### INPUT FOR THIS TASK
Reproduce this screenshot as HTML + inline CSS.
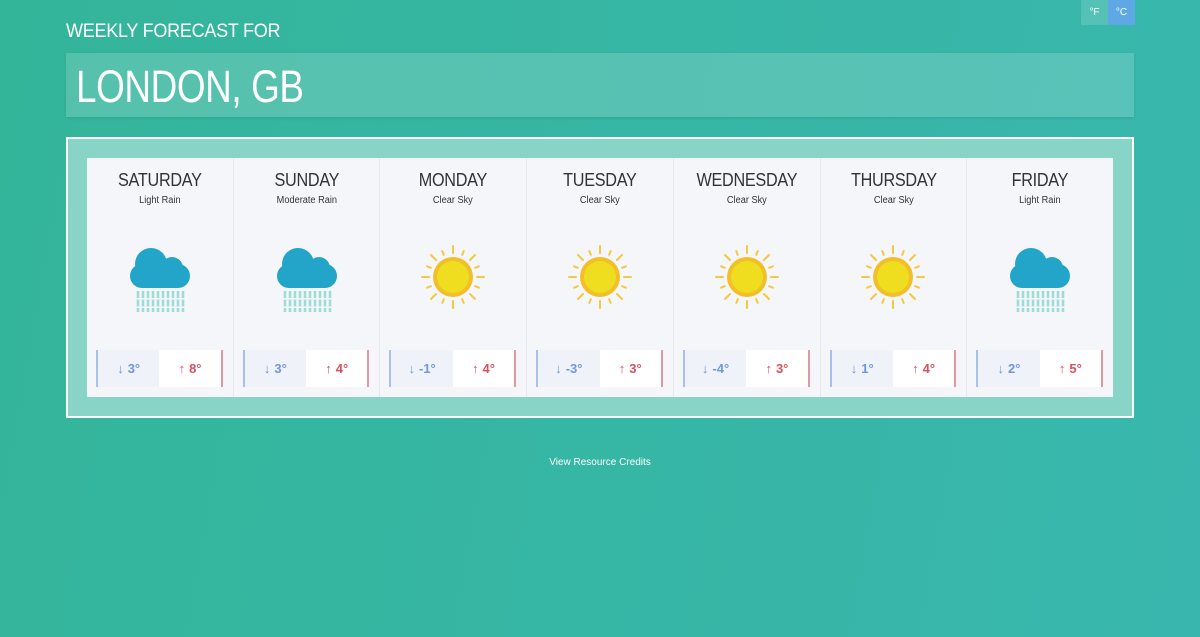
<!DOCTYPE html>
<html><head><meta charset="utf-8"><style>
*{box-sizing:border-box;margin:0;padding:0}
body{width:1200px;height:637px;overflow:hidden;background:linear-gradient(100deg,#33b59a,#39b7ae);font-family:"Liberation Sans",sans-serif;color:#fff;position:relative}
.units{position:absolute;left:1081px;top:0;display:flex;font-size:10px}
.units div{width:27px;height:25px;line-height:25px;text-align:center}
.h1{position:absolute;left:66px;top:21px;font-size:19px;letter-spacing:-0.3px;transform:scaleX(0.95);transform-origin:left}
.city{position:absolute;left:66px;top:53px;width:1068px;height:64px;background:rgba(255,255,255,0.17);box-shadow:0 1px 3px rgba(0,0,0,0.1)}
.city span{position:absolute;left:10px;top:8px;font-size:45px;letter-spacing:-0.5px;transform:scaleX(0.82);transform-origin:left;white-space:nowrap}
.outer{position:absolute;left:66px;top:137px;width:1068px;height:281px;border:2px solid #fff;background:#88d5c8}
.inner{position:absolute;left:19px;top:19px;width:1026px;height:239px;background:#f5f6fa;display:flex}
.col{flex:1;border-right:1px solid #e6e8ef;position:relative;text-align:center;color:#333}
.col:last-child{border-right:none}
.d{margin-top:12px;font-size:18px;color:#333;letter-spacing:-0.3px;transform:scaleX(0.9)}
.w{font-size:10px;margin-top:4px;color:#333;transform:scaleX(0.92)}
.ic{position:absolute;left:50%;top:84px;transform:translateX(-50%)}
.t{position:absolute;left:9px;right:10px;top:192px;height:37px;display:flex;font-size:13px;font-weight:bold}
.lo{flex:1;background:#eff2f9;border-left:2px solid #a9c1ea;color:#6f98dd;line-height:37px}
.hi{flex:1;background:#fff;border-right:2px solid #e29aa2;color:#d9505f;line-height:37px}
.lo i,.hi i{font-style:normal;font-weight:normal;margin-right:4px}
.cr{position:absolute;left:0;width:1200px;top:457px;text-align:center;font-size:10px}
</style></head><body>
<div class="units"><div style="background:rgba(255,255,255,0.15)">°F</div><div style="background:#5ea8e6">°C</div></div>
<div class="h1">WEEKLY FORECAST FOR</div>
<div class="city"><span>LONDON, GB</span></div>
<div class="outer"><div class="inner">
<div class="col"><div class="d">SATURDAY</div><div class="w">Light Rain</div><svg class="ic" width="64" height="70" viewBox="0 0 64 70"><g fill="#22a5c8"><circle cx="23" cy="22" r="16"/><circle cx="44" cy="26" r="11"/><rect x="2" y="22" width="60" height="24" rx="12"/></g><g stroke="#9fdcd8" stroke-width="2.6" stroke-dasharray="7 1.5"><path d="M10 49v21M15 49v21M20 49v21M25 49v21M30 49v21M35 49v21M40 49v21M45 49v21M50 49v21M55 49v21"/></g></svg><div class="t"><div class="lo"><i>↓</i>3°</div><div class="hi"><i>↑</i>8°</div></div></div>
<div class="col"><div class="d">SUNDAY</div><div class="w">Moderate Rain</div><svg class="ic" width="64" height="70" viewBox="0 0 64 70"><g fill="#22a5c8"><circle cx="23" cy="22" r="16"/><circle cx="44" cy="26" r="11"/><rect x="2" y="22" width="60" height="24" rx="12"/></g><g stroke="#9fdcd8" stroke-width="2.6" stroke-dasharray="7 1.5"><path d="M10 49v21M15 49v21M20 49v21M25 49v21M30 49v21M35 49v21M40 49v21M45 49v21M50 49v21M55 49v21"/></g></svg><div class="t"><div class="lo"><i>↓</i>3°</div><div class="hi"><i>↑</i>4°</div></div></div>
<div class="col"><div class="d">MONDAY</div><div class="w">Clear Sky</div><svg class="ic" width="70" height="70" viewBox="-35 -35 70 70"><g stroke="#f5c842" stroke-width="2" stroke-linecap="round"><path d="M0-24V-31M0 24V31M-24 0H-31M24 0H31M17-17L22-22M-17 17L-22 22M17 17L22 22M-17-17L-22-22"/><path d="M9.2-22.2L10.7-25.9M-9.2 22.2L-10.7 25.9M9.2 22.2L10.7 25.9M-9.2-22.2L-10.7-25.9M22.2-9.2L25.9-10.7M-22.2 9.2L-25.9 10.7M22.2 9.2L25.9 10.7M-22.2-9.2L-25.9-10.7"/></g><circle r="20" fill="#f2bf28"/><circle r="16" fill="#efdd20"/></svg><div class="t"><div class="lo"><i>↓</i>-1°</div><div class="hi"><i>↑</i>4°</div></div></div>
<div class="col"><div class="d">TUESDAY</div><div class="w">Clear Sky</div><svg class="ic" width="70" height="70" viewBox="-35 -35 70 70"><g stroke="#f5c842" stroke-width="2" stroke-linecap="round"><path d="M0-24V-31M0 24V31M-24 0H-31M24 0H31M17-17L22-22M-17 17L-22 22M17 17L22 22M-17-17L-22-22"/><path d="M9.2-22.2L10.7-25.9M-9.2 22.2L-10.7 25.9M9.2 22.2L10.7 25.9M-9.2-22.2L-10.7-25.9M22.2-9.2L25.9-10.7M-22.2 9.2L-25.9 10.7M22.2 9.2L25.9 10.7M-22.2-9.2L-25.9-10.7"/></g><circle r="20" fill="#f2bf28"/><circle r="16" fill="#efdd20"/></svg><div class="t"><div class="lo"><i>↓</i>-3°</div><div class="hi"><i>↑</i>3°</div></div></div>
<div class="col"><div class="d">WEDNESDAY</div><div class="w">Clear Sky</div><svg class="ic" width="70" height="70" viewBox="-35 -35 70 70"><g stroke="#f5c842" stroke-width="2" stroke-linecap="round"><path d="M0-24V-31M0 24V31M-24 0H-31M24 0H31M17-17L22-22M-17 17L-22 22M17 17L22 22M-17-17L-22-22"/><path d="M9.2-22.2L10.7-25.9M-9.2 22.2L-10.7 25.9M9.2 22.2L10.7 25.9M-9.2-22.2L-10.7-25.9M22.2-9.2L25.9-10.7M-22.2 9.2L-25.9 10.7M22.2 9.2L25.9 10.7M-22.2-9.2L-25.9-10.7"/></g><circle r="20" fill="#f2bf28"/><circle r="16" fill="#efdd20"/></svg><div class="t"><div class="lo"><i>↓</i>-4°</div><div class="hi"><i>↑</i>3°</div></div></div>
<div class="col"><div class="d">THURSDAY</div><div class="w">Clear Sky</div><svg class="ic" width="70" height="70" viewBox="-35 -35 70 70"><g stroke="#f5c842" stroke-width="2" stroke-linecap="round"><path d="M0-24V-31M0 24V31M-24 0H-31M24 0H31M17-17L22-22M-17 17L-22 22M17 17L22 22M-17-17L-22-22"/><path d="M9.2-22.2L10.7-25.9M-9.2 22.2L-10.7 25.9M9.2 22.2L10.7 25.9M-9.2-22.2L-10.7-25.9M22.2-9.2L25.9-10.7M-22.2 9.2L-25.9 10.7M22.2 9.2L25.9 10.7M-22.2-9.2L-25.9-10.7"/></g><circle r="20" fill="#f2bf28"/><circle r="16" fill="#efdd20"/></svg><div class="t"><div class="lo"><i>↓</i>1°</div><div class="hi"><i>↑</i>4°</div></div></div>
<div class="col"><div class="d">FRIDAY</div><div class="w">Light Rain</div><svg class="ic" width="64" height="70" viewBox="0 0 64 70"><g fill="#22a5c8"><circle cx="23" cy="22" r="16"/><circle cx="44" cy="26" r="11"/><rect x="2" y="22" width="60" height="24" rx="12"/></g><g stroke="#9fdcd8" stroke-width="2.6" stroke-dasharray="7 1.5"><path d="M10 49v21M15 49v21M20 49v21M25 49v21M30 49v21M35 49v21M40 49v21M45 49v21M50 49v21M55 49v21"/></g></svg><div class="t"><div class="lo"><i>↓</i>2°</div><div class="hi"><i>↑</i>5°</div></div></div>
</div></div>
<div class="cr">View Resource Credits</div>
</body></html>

--

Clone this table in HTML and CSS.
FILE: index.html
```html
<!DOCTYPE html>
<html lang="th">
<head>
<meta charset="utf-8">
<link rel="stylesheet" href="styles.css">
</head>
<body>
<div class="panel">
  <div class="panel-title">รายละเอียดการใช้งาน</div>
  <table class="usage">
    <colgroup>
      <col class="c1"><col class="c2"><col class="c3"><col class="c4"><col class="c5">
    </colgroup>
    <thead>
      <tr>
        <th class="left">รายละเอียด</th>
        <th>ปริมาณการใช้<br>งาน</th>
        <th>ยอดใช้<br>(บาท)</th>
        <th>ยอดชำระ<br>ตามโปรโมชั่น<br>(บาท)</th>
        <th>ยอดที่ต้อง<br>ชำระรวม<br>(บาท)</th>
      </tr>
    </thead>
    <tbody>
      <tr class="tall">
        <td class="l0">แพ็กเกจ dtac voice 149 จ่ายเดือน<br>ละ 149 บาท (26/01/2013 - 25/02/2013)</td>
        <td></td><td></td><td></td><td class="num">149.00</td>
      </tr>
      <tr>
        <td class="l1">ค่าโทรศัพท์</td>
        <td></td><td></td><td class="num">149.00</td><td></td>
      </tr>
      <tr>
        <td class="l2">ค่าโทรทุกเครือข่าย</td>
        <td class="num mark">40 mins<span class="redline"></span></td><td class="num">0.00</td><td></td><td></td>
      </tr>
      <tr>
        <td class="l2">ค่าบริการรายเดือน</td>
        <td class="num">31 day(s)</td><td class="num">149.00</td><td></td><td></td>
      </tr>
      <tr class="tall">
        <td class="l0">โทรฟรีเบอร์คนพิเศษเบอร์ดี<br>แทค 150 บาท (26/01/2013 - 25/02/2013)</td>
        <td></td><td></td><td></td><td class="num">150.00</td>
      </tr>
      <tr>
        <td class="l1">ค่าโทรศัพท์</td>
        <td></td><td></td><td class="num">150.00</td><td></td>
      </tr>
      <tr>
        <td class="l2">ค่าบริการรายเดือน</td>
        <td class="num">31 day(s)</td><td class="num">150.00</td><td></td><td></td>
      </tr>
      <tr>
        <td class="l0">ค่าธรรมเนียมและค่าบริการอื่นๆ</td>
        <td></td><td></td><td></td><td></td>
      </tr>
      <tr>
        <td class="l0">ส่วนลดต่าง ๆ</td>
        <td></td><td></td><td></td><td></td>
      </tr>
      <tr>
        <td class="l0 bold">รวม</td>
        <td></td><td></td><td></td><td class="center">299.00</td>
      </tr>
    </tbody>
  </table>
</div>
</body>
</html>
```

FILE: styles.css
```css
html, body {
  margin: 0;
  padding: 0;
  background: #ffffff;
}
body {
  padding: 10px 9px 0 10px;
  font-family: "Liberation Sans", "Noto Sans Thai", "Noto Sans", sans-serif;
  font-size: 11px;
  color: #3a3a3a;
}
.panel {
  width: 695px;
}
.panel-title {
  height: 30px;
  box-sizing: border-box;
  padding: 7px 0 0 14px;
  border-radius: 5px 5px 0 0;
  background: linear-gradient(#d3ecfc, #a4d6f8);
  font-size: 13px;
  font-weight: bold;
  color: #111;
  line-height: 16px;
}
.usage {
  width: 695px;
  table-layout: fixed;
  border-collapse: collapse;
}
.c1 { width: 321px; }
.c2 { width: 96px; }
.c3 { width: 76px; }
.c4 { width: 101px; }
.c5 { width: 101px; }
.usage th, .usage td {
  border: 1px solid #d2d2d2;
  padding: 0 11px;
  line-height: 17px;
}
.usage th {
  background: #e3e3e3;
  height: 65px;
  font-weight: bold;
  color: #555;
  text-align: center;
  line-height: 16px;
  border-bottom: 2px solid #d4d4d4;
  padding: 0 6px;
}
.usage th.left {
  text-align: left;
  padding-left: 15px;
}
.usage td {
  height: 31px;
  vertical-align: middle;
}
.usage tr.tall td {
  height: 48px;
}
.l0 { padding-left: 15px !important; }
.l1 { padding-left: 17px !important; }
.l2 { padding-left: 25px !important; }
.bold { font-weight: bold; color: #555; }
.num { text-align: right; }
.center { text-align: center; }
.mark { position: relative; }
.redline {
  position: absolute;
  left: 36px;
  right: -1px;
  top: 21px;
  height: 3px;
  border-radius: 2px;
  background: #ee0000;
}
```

* * *

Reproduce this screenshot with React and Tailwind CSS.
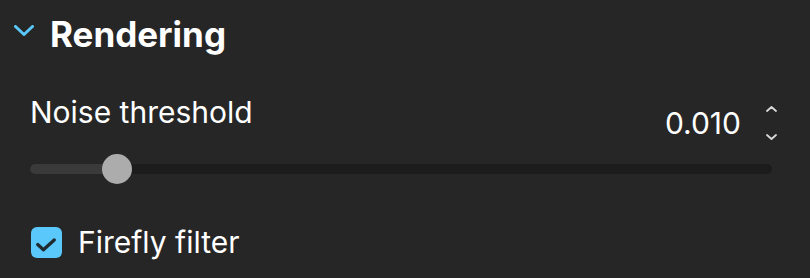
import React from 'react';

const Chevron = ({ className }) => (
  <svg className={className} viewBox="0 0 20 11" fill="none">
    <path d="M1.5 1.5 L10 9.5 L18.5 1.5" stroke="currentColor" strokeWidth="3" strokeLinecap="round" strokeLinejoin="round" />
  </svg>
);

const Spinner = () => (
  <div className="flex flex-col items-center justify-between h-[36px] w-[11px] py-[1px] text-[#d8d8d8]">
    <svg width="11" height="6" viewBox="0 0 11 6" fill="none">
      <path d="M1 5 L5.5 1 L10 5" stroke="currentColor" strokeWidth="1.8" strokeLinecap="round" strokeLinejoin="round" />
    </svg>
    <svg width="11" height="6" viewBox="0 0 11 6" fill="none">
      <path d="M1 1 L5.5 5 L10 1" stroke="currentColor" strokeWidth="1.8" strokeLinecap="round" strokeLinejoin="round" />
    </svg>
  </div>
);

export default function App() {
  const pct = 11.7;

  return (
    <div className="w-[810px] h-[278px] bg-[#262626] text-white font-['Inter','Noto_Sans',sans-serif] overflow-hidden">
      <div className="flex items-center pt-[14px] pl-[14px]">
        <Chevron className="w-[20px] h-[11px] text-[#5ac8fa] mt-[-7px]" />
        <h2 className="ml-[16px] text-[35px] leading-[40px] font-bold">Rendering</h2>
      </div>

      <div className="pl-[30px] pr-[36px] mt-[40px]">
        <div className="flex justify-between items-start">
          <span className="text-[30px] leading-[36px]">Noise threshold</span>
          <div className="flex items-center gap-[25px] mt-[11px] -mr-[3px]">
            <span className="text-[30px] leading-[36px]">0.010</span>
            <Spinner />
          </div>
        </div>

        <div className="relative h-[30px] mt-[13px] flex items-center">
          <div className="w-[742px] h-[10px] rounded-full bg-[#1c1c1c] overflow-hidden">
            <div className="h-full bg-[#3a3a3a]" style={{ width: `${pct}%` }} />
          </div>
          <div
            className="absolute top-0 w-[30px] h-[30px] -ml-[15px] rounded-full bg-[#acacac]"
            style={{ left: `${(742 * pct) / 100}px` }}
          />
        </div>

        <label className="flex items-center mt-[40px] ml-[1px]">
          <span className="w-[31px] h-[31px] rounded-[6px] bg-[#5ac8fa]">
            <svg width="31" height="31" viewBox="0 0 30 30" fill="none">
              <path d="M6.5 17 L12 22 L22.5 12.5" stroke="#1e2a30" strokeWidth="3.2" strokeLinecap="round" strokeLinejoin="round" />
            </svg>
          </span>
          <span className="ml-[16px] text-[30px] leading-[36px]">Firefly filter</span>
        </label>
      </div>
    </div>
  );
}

### OBJECTIVE
Repeat only the lines from the one holding "Reproduce this screenshot with" to the one holding "const pct = 11.7;", both ends included, and drop the images.

### SOLUTION FOR THIS TASK
Reproduce this screenshot with React and Tailwind CSS.
import React from 'react';

const Chevron = ({ className }) => (
  <svg className={className} viewBox="0 0 20 11" fill="none">
    <path d="M1.5 1.5 L10 9.5 L18.5 1.5" stroke="currentColor" strokeWidth="3" strokeLinecap="round" strokeLinejoin="round" />
  </svg>
);

const Spinner = () => (
  <div className="flex flex-col items-center justify-between h-[36px] w-[11px] py-[1px] text-[#d8d8d8]">
    <svg width="11" height="6" viewBox="0 0 11 6" fill="none">
      <path d="M1 5 L5.5 1 L10 5" stroke="currentColor" strokeWidth="1.8" strokeLinecap="round" strokeLinejoin="round" />
    </svg>
    <svg width="11" height="6" viewBox="0 0 11 6" fill="none">
      <path d="M1 1 L5.5 5 L10 1" stroke="currentColor" strokeWidth="1.8" strokeLinecap="round" strokeLinejoin="round" />
    </svg>
  </div>
);

export default function App() {
  const pct = 11.7;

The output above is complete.